> WHAT YOU HAVE TO DO
Write out the material exactly. Do not include the pictures.

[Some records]
[Begin]
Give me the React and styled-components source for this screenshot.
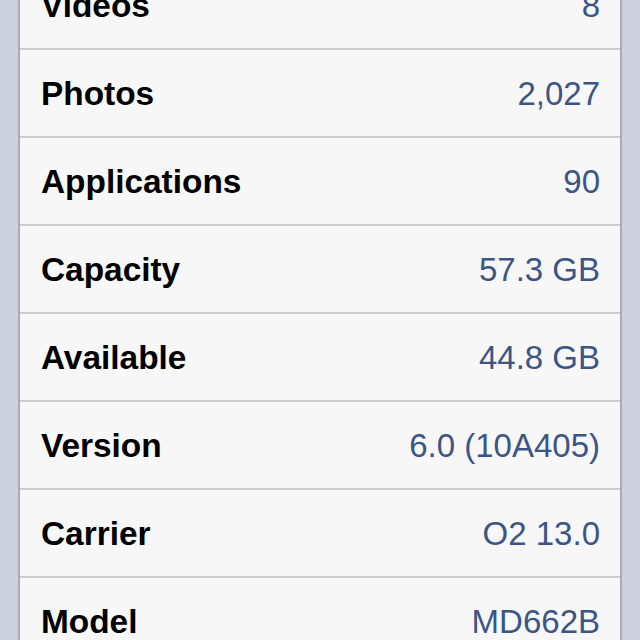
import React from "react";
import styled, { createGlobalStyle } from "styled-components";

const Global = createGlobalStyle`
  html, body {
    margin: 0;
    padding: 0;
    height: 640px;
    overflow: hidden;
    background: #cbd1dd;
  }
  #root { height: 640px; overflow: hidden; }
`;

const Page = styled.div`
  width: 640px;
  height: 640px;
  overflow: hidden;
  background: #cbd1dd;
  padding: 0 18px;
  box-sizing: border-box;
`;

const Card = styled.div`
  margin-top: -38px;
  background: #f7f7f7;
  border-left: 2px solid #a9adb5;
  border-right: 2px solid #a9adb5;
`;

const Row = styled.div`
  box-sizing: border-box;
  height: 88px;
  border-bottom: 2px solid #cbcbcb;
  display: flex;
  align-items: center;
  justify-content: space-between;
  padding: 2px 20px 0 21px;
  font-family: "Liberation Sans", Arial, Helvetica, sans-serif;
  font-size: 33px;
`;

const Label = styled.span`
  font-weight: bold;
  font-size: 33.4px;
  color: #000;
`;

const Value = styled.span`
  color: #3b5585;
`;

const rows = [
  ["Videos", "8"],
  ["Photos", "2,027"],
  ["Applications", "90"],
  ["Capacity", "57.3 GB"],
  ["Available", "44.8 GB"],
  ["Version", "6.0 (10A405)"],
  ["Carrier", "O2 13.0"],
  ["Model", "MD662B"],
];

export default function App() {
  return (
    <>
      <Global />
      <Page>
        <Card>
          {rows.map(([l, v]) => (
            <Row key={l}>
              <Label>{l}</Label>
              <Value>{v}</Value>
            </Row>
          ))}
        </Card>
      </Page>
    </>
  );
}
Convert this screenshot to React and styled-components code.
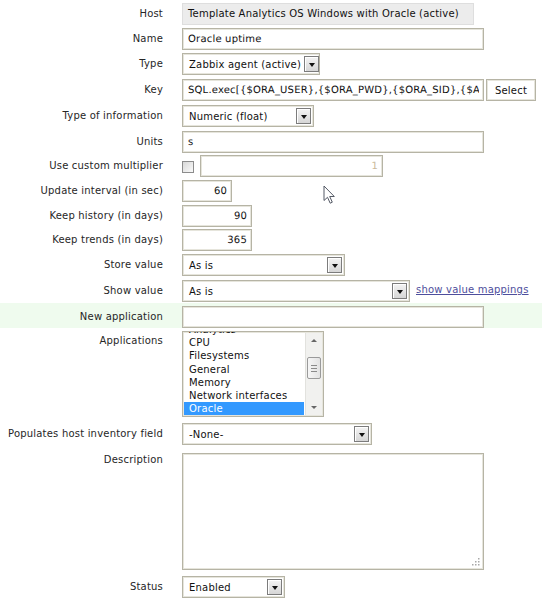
[End]
> WRITTEN ANSWER
Give me the React and styled-components source for this screenshot.
import React from "react";
import styled, { createGlobalStyle } from "styled-components";

const Global = createGlobalStyle`
  html, body {
    margin: 0;
    padding: 0;
    height: 640px;
    overflow: hidden;
    background: #cbd1dd;
  }
  #root { height: 640px; overflow: hidden; }
`;

const Page = styled.div`
  width: 640px;
  height: 640px;
  overflow: hidden;
  background: #cbd1dd;
  padding: 0 18px;
  box-sizing: border-box;
`;

const Card = styled.div`
  margin-top: -38px;
  background: #f7f7f7;
  border-left: 2px solid #a9adb5;
  border-right: 2px solid #a9adb5;
`;

const Row = styled.div`
  box-sizing: border-box;
  height: 88px;
  border-bottom: 2px solid #cbcbcb;
  display: flex;
  align-items: center;
  justify-content: space-between;
  padding: 2px 20px 0 21px;
  font-family: "Liberation Sans", Arial, Helvetica, sans-serif;
  font-size: 33px;
`;

const Label = styled.span`
  font-weight: bold;
  font-size: 33.4px;
  color: #000;
`;

const Value = styled.span`
  color: #3b5585;
`;

const rows = [
  ["Videos", "8"],
  ["Photos", "2,027"],
  ["Applications", "90"],
  ["Capacity", "57.3 GB"],
  ["Available", "44.8 GB"],
  ["Version", "6.0 (10A405)"],
  ["Carrier", "O2 13.0"],
  ["Model", "MD662B"],
];

export default function App() {
  return (
    <>
      <Global />
      <Page>
        <Card>
          {rows.map(([l, v]) => (
            <Row key={l}>
              <Label>{l}</Label>
              <Value>{v}</Value>
            </Row>
          ))}
        </Card>
      </Page>
    </>
  );
}
Convert this screenshot to React and styled-components code.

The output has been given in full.